Data segment:
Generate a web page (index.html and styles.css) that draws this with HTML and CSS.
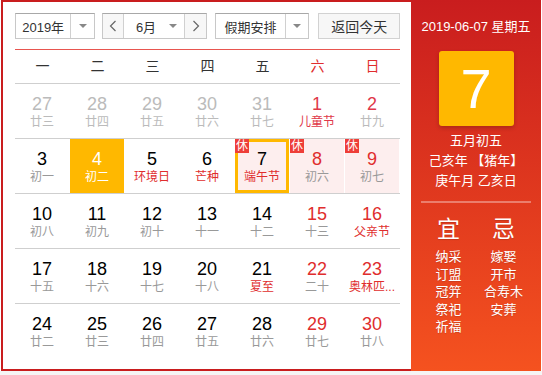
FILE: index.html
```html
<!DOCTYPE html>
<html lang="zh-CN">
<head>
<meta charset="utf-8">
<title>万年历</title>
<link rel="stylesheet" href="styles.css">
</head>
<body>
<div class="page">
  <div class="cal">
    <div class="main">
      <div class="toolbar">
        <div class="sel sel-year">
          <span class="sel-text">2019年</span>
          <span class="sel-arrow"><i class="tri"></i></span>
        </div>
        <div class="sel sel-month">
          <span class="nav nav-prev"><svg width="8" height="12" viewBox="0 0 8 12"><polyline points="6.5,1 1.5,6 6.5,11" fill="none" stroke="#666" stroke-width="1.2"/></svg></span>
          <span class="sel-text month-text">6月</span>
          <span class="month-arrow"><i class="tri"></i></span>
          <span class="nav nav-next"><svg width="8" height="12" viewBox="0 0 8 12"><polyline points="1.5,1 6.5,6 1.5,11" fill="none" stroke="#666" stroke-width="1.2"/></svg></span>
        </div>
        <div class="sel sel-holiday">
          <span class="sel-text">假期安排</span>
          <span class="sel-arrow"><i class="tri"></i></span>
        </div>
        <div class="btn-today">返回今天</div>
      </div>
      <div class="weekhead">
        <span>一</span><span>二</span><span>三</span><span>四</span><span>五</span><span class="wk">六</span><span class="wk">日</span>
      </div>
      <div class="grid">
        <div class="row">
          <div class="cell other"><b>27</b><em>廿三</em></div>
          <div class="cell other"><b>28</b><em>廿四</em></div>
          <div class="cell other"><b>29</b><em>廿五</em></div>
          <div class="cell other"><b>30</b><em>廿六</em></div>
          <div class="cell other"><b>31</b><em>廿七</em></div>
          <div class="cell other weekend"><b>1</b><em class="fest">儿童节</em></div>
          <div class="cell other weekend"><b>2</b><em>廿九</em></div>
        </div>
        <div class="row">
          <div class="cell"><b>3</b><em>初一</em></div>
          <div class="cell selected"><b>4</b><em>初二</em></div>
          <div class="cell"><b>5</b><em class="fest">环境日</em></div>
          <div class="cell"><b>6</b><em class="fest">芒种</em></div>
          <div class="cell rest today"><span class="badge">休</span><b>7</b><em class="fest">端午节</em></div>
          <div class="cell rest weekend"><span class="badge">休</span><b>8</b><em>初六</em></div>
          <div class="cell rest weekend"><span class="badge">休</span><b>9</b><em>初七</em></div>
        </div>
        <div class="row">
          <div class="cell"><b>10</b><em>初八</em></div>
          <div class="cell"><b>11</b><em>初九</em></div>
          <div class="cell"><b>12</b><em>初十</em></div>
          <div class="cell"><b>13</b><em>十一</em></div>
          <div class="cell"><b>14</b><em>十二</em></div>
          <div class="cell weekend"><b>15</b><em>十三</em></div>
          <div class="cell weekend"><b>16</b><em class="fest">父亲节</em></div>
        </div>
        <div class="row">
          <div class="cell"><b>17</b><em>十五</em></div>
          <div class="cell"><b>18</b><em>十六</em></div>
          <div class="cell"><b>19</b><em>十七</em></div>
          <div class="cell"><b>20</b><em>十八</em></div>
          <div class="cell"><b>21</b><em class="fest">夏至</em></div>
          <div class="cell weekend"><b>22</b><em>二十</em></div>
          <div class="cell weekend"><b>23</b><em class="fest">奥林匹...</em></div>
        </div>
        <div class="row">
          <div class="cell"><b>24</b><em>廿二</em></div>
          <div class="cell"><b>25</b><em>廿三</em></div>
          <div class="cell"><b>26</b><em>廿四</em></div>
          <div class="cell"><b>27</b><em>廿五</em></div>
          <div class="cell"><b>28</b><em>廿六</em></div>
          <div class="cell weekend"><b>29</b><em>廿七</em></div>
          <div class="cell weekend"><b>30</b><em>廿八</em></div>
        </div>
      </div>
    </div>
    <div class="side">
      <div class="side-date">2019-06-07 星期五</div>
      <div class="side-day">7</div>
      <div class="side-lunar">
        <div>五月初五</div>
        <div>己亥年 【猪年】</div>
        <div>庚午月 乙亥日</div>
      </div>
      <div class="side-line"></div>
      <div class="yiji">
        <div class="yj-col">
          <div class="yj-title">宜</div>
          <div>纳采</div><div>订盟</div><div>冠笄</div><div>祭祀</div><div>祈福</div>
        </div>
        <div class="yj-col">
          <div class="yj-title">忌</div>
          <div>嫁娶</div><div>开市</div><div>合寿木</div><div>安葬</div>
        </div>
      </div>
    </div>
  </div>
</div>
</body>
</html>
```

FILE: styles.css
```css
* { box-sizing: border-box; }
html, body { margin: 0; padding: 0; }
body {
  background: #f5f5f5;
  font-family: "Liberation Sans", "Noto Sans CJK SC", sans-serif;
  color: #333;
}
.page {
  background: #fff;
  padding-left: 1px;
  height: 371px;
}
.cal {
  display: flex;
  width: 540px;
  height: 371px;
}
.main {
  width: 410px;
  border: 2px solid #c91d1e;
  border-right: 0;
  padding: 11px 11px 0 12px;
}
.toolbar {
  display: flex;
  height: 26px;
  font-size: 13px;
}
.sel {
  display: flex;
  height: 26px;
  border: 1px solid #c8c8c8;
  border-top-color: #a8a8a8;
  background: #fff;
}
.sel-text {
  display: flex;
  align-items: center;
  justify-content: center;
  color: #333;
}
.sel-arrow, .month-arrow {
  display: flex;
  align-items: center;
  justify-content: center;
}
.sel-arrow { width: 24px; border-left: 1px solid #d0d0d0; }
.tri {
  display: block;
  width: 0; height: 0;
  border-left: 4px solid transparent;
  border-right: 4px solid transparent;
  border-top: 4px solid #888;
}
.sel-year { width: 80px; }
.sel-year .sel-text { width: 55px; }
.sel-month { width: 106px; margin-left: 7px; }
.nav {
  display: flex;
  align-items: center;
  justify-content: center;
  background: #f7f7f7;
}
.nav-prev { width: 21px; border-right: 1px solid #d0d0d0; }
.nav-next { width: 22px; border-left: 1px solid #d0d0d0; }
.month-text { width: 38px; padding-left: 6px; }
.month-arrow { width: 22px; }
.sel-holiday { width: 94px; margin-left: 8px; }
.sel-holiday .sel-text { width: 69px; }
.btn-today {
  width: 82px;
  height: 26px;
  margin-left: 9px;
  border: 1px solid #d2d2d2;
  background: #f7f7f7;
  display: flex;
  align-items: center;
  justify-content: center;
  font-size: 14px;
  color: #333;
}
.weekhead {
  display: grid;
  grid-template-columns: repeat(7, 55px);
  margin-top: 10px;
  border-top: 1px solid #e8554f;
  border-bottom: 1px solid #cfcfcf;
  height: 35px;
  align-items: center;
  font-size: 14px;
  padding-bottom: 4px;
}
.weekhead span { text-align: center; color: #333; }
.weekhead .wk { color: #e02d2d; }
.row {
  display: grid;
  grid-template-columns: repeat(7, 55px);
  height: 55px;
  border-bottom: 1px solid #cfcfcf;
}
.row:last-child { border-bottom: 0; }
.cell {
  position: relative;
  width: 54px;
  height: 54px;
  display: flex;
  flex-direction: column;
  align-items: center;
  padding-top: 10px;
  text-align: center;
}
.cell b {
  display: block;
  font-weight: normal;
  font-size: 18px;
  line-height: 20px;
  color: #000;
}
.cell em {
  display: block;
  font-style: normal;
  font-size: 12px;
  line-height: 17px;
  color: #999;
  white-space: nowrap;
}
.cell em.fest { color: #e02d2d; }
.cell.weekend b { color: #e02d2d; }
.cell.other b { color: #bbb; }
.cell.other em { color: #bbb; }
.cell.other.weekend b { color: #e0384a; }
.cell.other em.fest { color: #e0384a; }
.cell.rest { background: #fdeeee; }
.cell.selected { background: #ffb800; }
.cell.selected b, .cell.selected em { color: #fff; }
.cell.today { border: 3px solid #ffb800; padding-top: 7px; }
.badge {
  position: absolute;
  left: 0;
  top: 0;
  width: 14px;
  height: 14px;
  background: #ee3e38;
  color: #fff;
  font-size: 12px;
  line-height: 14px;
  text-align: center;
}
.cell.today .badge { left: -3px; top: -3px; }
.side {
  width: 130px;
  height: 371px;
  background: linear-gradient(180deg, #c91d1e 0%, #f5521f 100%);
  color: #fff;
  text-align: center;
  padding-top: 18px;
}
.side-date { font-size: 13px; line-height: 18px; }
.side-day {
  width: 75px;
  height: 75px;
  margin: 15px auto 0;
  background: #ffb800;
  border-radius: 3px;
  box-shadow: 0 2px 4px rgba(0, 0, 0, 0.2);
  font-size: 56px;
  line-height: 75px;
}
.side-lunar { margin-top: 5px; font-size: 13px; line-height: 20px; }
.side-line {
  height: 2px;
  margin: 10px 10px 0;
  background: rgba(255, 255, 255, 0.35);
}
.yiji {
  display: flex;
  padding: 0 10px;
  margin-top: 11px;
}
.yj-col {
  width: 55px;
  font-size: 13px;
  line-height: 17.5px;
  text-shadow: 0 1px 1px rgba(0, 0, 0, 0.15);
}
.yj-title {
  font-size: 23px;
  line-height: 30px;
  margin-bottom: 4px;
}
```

Exercise description:
State the number of lines holding the word "page" in the listing. Add nothing else.

Written solution:
3